Grâce à son instrument SAM (Sample Analysis at Mars), le rover a chauffé l’échantillon à différentes températures pour analyser les composés libérés. Les scientifiques ont ainsi détecté des molécules carbonées bien plus complexes que celles découvertes auparavant, notamment des alcanes comme le décane (C10H22), l’undécane (C11H24) et le dodécane (C12H26). Ces longues chaînes de carbone sont particulièrement intéressantes, car elles peuvent être issues d’acides gras, des composants essentiels des membranes cellulaires sur Terre.

Pourquoi est-ce une découverte majeure ?
Jusqu’à présent, Curiosity n’avait détecté que des molécules contenant au maximum six atomes de carbone. La détection de chaînes plus longues indique que des structures organiques plus complexes ont pu exister sur Mars, et qu’elles ont pu être préservées dans certaines roches pendant des milliards d’années.

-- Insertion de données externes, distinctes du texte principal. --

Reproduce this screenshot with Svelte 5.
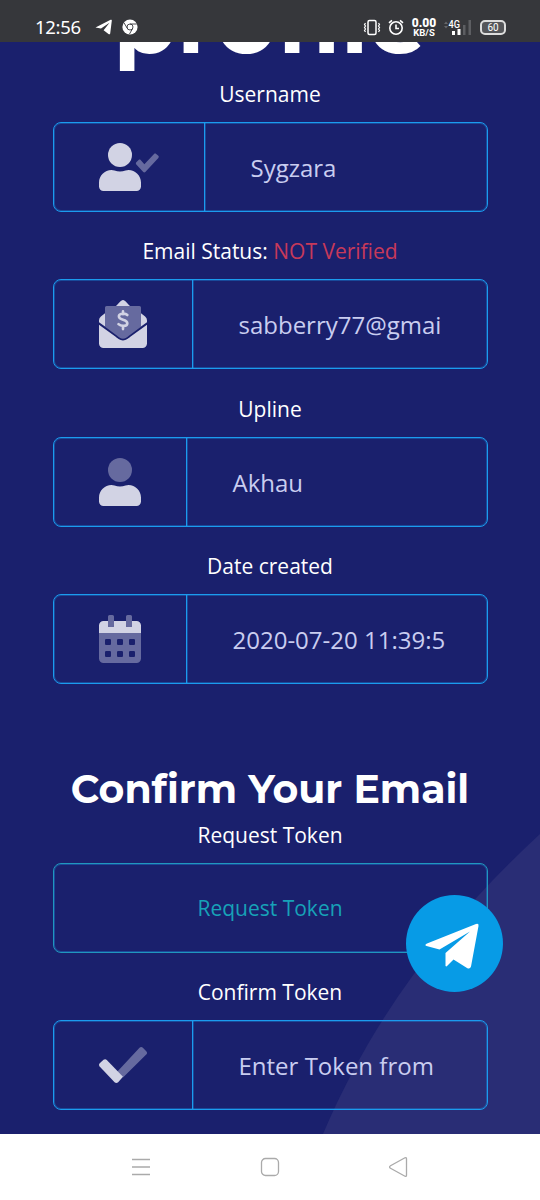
<script lang="ts">
  type Icon = 'user-check' | 'envelope' | 'user' | 'calendar' | 'check';

  const fields: { label: string; status?: string; icon: Icon; iconWidth: number; value: string }[] = [
    { label: 'Username', icon: 'user-check', iconWidth: 60, value: 'Sygzara' },
    { label: 'Email Status:', status: 'NOT Verified', icon: 'envelope', iconWidth: 48, value: 'sabberry77@gmai' },
    { label: 'Upline', icon: 'user', iconWidth: 42, value: 'Akhau' },
    { label: 'Date created', icon: 'calendar', iconWidth: 42, value: '2020-07-20 11:39:5' },
  ];

  const token = { label: 'Confirm Token', icon: 'check' as Icon, iconWidth: 48, value: 'Enter Token from' };
</script>

{#snippet glyph(name: Icon, width: number)}
  <svg class="glyph" viewBox="0 0 {(width * 32) / 3} 512" style="width: {width}px">
    {#if name === 'user-check'}
      <circle cx="224" cy="128" r="128" />
      <path d="M314 288c-10 0-20 2-31 6a178 178 0 0 1-118 0c-11-4-21-6-31-6C60 288 0 348 0 422v42c0 27 21 48 48 48h352c27 0 48-21 48-48v-42c0-74-60-134-134-134z" />
      <path class="dim" d="M633 159l-139 151c-6 7-16 7-22 0l-74-82c-6-7-6-16 0-23l24-23c7-7 16-7 22 0l40 44 103-109c7-6 16-6 23 0l23 20c6 6 6 16 0 22z" />
    {:else if name === 'envelope'}
      <path d="M330 64c-18-15-51-64-74-64s-56 49-74 64z" />
      <path class="dim" d="M432 64H80a16 16 0 0 0-16 16v206l129 94c14 11 42 34 63 34s49-23 63-34l129-94V80a16 16 0 0 0-16-16z" />
      <path d="M64 140L20 175A54 54 0 0 0 0 217v19l64 46zm384 0v142l64-46v-19a54 54 0 0 0-20-42z" />
      <path d="M338 390c-17 13-49 42-82 42s-65-29-82-42L0 264v200a48 48 0 0 0 48 48h416a48 48 0 0 0 48-48V264z" />
      <path class="line" d="M302 160c-17-18-86-23-90 12-4 50 90 26 90 76 0 38-70 34-94 10M256 120v32m0 126v32" />
    {:else if name === 'user'}
      <circle class="dim" cx="224" cy="128" r="128" />
      <path d="M314 288c-10 0-20 2-31 6a178 178 0 0 1-118 0c-11-4-21-6-31-6C60 288 0 348 0 422v42c0 27 21 48 48 48h352c27 0 48-21 48-48v-42c0-74-60-134-134-134z" />
    {:else if name === 'calendar'}
      <path d="M0 192v-80a48 48 0 0 1 48-48h48v48a16 16 0 0 0 16 16h32a16 16 0 0 0 16-16V64h128v48a16 16 0 0 0 16 16h32a16 16 0 0 0 16-16V64h48a48 48 0 0 1 48 48v80z" />
      <path class="dim" d="M112 0h32a16 16 0 0 1 16 16v96a16 16 0 0 1-16 16h-32a16 16 0 0 1-16-16V16a16 16 0 0 1 16-16zm192 0h32a16 16 0 0 1 16 16v96a16 16 0 0 1-16 16h-32a16 16 0 0 1-16-16V16a16 16 0 0 1 16-16z" />
      <path class="dim" fill-rule="evenodd" d="M0 192h448v272a48 48 0 0 1-48 48H48a48 48 0 0 1-48-48zM76 256a12 12 0 0 0-12 12v40a12 12 0 0 0 12 12h40a12 12 0 0 0 12-12v-40a12 12 0 0 0-12-12zm128 0a12 12 0 0 0-12 12v40a12 12 0 0 0 12 12h40a12 12 0 0 0 12-12v-40a12 12 0 0 0-12-12zm128 0a12 12 0 0 0-12 12v40a12 12 0 0 0 12 12h40a12 12 0 0 0 12-12v-40a12 12 0 0 0-12-12zM76 384a12 12 0 0 0-12 12v40a12 12 0 0 0 12 12h40a12 12 0 0 0 12-12v-40a12 12 0 0 0-12-12zm128 0a12 12 0 0 0-12 12v40a12 12 0 0 0 12 12h40a12 12 0 0 0 12-12v-40a12 12 0 0 0-12-12zm128 0a12 12 0 0 0-12 12v40a12 12 0 0 0 12 12h40a12 12 0 0 0 12-12v-40a12 12 0 0 0-12-12z" />
    {:else}
      <path class="dim" d="M504 144L256 390l-62-62L432 72c10-10 26-10 36 0l36 36c11 10 11 26 0 36z" />
      <path d="M166 441L7 272c-9-10-9-25 1-35l40-36c10-9 25-9 35 1l173 180-52 59c-11 10-28 10-38 0z" />
    {/if}
  </svg>
{/snippet}

{#snippet box(icon: Icon, width: number, value: string)}
  <div class="box">
    <div class="box-icon">{@render glyph(icon, width)}</div>
    <div class="box-value">{value}</div>
  </div>
{/snippet}

<div class="screen">
  <header class="status-bar">
    <div class="status-left">
      <span class="clock">12:56</span>
      <svg width="18" height="16" viewBox="0 0 18 16"><path d="M.5 8.500L15.600.800c.7-.3 1.400.1 1.200 1l-1.600 12.700c-.2.9-1 1.100-1.700.6L8.600 11.200 14.500 3.800 6 9.600z" fill="#fff" /></svg>
      <svg width="16" height="16" viewBox="0 0 16 16"><circle cx="8" cy="8" r="7.600" fill="#fff" /><circle cx="8" cy="8" r="3" fill="none" stroke="#36373b" stroke-width=".9" /><path d="M8 5h6.800M5.400 9.500L2 3.800M10.600 9.500L7.500 15" stroke="#36373b" stroke-width=".9" /></svg>
    </div>
    <div class="status-right">
      <svg width="18" height="17" viewBox="0 0 18 17" fill="none" stroke="#fff" stroke-width="1.500"><rect x="5" y="1.500" width="8" height="14" rx="1.500" /><path d="M2.500 4l-1 1.500 1 1.500-1 1.500 1 1.500-1 1.500 1 1.500M15.500 4l1 1.500-1 1.500 1 1.500-1 1.500 1 1.500-1 1.500" stroke-width="1.200" /></svg>
      <svg width="16" height="17" viewBox="0 0 16 17" fill="none" stroke="#fff" stroke-width="1.600"><circle cx="8" cy="9" r="6.200" /><path d="M8 5.500v4h3M1 3.800L4 1.300M15 3.800L12 1.300" /></svg>
      <div class="speed"><b>0.00</b><span>KB/S</span></div>
      <svg class="signal" width="28" height="17" viewBox="0 0 28 17">
        <path d="M0 5l2-2.500L4 5zm0 2l2 2.500L4 7z" fill="#66676a" />
        <text x="4.500" y="8.500" textLength="11.500" lengthAdjust="spacingAndGlyphs">4G</text>
        <path d="M8 12h3v4H8zM13.500 10h3v6h-3z" fill="#fff" /><path d="M19 6h2.500v10H19zM24.500 1H27v15h-2.500z" fill="#5d5e62" />
      </svg>
      <div class="battery"><span>60</span></div>
    </div>
  </header>

  <main class="page">
    <svg class="backdrop" viewBox="0 0 540 1092"><path d="M540 792C450 875 375 970 323 1092H540z" fill="#292d75" /></svg>

    <h1>profile</h1>

    {#each fields as field}
      <section class="field">
        <div class="label">{field.label}{#if field.status}&nbsp;<span class="danger">{field.status}</span>{/if}</div>
        {@render box(field.icon, field.iconWidth, field.value)}
      </section>
    {/each}

    <h2>Confirm Your Email</h2>

    <section class="field">
      <div class="label">Request Token</div>
      <button class="box request">Request Token</button>
    </section>
    <section class="field">
      <div class="label">{token.label}</div>
      {@render box(token.icon, token.iconWidth, token.value)}
    </section>

    <button class="telegram" aria-label="Telegram">
      <svg width="97" height="97" viewBox="0 0 97 97"><path d="M21 48.500L70 29q3-1 2.500 2L65 71.500q-1 3-4 1.500L47.500 64.500 40.500 71.500 39.500 71V58L64 36.500 33.500 54.500 20.500 51q-2.500-1 .5-2.500z" fill="#fff" /></svg>
    </button>
  </main>

  <nav class="nav-bar">
    <svg width="20" height="20" viewBox="0 0 20 20"><path d="M1 2.500h18M1 10h18M1 17.500h18" /></svg>
    <svg width="20" height="20" viewBox="0 0 20 20"><rect x="1.500" y="1.500" width="17" height="17" rx="4" /></svg>
    <svg width="20" height="22" viewBox="0 0 20 22"><path d="M16 1.800L1.500 9.800q-1.800 1.200 0 2.400L16 20.200q1.500.5 1.500-1V2.800q0-1.500-1.500-1z" /></svg>
  </nav>
</div>

<style>
  :global(body) { margin: 0; }

  .screen {
    width: 540px;
    height: 1200px;
    display: flex;
    flex-direction: column;
    overflow: hidden;
    font-family: 'Open Sans', sans-serif;
    color: #fff;
  }

  .status-bar {
    height: 42px;
    flex: none;
    box-sizing: border-box;
    padding: 12px 34px 0 35px;
    display: flex;
    justify-content: space-between;
    background: #36373b;
  }
  .status-left, .status-right { display: flex; align-items: center; height: 30px; }
  .clock { font: 18.5px 'Noto Sans', sans-serif; letter-spacing: -0.3px; width: 60px; margin-bottom: 2px; }
  .status-left svg + svg { margin-left: 9px; }
  .status-right { gap: 7px; }
  .speed {
    display: flex;
    flex-direction: column;
    align-items: center;
    width: 26px;
    font: 700 12px/10px Roboto, sans-serif;
  }
  .speed span { font-size: 9.5px; line-height: 9px; }
  .signal { margin-right: 1px; }
  .signal text { font: 500 10.5px Roboto, sans-serif; fill: #fff; }
  .battery {
    width: 22px;
    height: 11px;
    border: 2px solid #ddd;
    border-radius: 5px;
    background: #55565a;
    font: 10px/11px Roboto, sans-serif;
    text-align: center;
  }

  .page {
    position: relative;
    height: 1092px;
    flex: none;
    box-sizing: border-box;
    padding: 0 52.5px;
    overflow: hidden;
    background: #1a206d;
  }
  .backdrop { position: absolute; inset: 0; width: 540px; height: 1092px; }

  h1, h2 {
    position: relative;
    margin: 0;
    font-family: Montserrat, Inter, sans-serif;
    font-weight: 700;
    font-variant-ligatures: none;
    text-align: center;
    white-space: nowrap;
  }
  h1 { height: 101.6px; margin-top: -67px; font-size: 92.5px; line-height: 90px; }
  h2 { height: 50px; margin: 79.5px 0 4px; font-size: 39.4px; line-height: 50px; }

  .field { position: relative; margin-bottom: 22.5px; }
  .label {
    height: 45px;
    font-size: 21px;
    line-height: 35px;
    text-align: center;
  }
  .danger { color: #c7395a; }

  .box {
    display: flex;
    box-sizing: border-box;
    width: 435px;
    height: 90px;
    border: 1px solid #1b9bee;
    border-radius: 8px;
    box-shadow: inset 0 0 0 1px rgba(27, 155, 238, 0.35);
  }
  .box-icon {
    display: flex;
    align-items: center;
    padding: 0 45px;
    border-right: 1px solid #1b9bee;
    box-shadow: 1px 0 rgba(27, 155, 238, 0.35);
  }
  .box-value {
    padding-left: 46px;
    font-size: 24px;
    line-height: 89px;
    color: #c9cdf0;
    white-space: nowrap;
  }
  .glyph { height: 48px; fill: #d2d3e4; }
  .glyph .dim { fill: #666a9f; }
  .glyph .line { fill: none; stroke: #d2d3e4; stroke-width: 28; stroke-linecap: round; }

  .request {
    justify-content: center;
    align-items: center;
    padding: 0;
    border-color: #2197bd;
    background: none;
    color: #17a2b8;
    font: 21px 'Open Sans', sans-serif;
  }

  .telegram {
    position: absolute;
    left: 406px;
    top: 853px;
    width: 97px;
    height: 97px;
    padding: 0;
    border: 0;
    border-radius: 50%;
    background: #079be6;
  }

  .nav-bar {
    flex: 1;
    display: flex;
    justify-content: space-between;
    align-items: center;
    padding: 0 131px;
    background: #fff;
  }
  .nav-bar svg { fill: none; stroke: #aaa; stroke-width: 1.3; }
</style>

Sur Terre, des acides gras similaires peuvent être produits par des processus chimiques naturels. Mais les plus longues chaînes, comme les acides oléiques (C16, C18), sont généralement considérées comme des marqueurs plus probables de la vie. Or, si ces molécules avaient été présentes sur Mars, elles auraient pu être dégradées par le processus de chauffage utilisé par SAM, ce qui signifie que nous pourrions être passés à côté d’indices encore plus significatifs.
Une planète hostile, mais des traces chimiques persistantes
Mars est aujourd’hui une planète aride et hostile. Son atmosphère ténue et son absence de champ magnétique exposent sa surface à un bombardement constant de radiations cosmiques, un environnement peu propice à la préservation des molécules organiques. Pourtant, malgré ces conditions extrêmes, certaines molécules semblent avoir été préservées pendant des milliards d’années, cachées dans des couches rocheuses profondes.
Cette résistance des molécules organiques est une bonne nouvelle pour les futures missions d’exploration. Si Mars a abrité la vie dans le passé, il y a une réelle possibilité que ses traces chimiques soient encore détectables aujourd’hui, pour peu que l’on utilise des instruments suffisamment puissants.
Quelles sont les prochaines étapes ?
Même si cette découverte est une avancée majeure, elle ne permet pas d’affirmer que Mars a été le berceau d’une vie ancienne. Pour lever ce doute, plusieurs stratégies sont envisagées.
La première option serait d’envoyer un rover plus avancé. Curiosity a permis d’identifier des molécules organiques complexes, mais il ne dispose pas des outils nécessaires pour en analyser la structure détaillée. Un rover équipé d’instruments plus performants, capables de détecter des biosignatures plus précises, pourrait fournir des résultats plus concluants.
Une autre approche serait de rapporter des échantillons sur Terre. La mission Mars Sample Return, en cours de développement, prévoit de récupérer les échantillons prélevés par le rover Perseverance pour les analyser avec des laboratoires terrestres bien plus sophistiqués que ceux embarqués sur un robot martien. Cette mission, bien que freinée par des problèmes essentiellement budgétaires, offrirait une opportunité unique d’étudier ces matériaux avec une précision inégalée.
Enfin, il serait pertinent d’explorer d’autres régions martiennes. Certaines zones, comme d’anciens lits de rivières ou cratères, pourraient en effet contenir des fossiles chimiques encore mieux préservés que ceux découverts dans le cratère Gale. En élargissant les sites d’exploration, les scientifiques maximiseraient leurs chances de trouver des preuves plus directes d’une éventuelle vie passée sur la planète rouge.